**TASK PROMPT**
Find every line in the records below that holds the word "index" and copy it.
___
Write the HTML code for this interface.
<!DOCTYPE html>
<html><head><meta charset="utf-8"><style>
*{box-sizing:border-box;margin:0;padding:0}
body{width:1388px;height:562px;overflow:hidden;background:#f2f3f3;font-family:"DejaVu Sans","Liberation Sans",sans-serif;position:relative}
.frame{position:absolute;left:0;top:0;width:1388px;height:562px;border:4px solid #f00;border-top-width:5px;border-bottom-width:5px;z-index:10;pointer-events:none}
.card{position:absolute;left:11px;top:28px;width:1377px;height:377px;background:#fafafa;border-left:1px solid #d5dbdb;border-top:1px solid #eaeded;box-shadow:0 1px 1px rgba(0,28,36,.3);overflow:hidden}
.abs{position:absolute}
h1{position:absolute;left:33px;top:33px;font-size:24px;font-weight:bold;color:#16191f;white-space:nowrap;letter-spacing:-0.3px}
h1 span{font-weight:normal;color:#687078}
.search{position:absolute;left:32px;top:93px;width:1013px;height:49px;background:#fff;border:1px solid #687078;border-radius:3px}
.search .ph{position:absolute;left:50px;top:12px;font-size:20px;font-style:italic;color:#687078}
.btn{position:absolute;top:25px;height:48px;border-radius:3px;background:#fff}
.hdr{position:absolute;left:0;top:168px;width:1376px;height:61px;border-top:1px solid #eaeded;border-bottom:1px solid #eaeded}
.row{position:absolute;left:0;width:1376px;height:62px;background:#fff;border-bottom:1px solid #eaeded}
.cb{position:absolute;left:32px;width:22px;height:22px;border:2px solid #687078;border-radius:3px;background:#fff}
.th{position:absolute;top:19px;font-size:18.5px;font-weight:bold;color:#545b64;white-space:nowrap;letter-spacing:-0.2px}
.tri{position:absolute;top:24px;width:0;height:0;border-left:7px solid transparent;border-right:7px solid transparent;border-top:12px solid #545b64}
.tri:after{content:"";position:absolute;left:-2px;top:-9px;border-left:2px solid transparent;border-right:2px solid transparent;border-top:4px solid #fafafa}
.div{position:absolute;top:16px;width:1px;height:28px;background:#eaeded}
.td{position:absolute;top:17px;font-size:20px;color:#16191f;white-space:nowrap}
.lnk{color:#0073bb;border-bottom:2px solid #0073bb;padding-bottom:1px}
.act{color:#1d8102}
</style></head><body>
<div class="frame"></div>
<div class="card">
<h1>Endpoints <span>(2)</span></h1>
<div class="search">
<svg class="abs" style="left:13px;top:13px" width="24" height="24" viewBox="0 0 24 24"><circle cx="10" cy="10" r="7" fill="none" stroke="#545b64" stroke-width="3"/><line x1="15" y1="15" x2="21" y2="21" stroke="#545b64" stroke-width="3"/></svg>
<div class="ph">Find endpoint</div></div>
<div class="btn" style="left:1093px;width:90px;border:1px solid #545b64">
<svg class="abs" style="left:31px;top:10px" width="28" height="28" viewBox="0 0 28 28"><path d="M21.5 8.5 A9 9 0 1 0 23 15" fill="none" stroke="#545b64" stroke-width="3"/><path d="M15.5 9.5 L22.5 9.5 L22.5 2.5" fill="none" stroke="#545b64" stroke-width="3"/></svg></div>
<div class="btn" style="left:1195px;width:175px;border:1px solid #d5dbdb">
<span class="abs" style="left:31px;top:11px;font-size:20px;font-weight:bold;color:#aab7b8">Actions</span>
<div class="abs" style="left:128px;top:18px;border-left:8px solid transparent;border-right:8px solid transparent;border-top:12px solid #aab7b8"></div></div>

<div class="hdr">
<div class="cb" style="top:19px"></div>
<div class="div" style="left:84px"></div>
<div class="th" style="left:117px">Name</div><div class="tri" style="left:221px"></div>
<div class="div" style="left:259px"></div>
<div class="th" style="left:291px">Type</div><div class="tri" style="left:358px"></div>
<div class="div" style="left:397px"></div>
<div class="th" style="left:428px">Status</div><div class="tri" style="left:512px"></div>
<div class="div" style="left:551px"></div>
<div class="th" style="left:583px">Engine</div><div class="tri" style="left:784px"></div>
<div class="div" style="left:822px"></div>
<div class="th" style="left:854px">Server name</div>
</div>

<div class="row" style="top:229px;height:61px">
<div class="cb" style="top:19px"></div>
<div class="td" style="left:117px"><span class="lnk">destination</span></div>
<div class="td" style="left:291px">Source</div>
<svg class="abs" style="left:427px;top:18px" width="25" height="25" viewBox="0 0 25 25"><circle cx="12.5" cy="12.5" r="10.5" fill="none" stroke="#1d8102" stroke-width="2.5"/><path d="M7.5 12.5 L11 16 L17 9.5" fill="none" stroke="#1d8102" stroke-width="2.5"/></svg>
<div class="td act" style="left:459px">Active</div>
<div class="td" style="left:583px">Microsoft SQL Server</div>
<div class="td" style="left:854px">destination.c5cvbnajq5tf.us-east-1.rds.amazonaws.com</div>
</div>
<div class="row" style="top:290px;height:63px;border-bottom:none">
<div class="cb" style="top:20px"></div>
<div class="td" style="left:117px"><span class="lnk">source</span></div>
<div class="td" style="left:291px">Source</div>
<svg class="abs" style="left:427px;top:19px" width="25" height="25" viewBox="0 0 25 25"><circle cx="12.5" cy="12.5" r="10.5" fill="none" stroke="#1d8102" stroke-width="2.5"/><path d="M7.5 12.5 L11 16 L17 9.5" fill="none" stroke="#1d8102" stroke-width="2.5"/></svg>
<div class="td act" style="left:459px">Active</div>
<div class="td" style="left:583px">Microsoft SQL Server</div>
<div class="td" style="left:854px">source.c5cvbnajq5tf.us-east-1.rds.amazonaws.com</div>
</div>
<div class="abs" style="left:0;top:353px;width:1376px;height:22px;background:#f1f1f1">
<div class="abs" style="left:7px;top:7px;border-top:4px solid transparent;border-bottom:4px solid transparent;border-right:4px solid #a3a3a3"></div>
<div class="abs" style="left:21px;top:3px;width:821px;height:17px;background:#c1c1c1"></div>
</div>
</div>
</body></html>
___
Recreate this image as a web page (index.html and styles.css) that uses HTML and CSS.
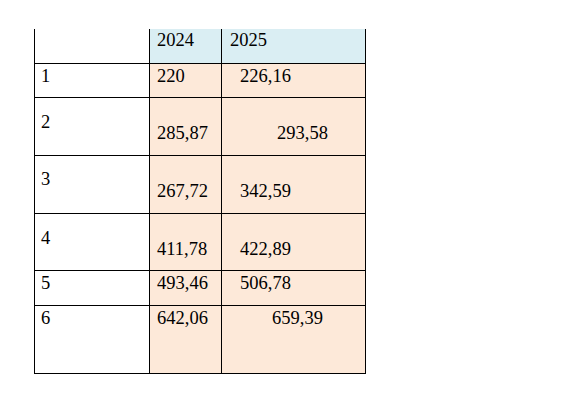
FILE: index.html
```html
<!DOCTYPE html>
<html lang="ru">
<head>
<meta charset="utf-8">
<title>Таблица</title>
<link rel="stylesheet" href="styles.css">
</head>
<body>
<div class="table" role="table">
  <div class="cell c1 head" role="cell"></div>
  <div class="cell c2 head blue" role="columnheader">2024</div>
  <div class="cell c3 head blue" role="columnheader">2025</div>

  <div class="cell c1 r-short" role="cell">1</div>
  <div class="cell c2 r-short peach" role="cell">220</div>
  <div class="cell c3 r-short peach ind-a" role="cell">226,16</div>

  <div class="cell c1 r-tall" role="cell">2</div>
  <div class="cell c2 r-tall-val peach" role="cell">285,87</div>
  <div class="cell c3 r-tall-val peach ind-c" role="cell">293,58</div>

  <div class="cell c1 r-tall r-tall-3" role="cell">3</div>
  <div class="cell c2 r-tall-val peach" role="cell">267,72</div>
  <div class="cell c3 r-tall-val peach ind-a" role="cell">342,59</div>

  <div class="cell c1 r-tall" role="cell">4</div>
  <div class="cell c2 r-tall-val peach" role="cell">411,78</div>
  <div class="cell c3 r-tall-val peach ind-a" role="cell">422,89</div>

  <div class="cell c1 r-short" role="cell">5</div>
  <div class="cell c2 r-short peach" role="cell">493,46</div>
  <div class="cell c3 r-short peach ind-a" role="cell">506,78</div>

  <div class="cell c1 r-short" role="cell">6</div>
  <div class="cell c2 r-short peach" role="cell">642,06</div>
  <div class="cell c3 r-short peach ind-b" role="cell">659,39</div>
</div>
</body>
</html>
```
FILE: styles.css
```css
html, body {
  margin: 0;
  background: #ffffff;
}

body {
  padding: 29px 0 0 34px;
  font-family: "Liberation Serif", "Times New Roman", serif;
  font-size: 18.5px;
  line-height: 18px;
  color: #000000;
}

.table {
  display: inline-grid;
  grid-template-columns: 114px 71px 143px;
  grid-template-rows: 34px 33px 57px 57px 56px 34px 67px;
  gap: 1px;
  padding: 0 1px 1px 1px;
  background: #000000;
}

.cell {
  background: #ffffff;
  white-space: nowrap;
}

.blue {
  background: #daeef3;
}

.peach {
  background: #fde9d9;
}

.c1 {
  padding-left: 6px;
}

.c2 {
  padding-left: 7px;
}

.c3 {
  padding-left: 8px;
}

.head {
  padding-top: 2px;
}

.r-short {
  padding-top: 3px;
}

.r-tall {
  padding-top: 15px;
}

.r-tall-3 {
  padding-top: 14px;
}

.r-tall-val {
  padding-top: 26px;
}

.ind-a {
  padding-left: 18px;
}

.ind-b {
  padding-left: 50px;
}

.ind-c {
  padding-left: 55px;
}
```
___
**SOLUTION TO THIS TASK**
.frame{position:absolute;left:0;top:0;width:1388px;height:562px;border:4px solid #f00;border-top-width:5px;border-bottom-width:5px;z-index:10;pointer-events:none}
Recreate this image as a web page (index.html and styles.css) that uses HTML and CSS.
FILE: index.html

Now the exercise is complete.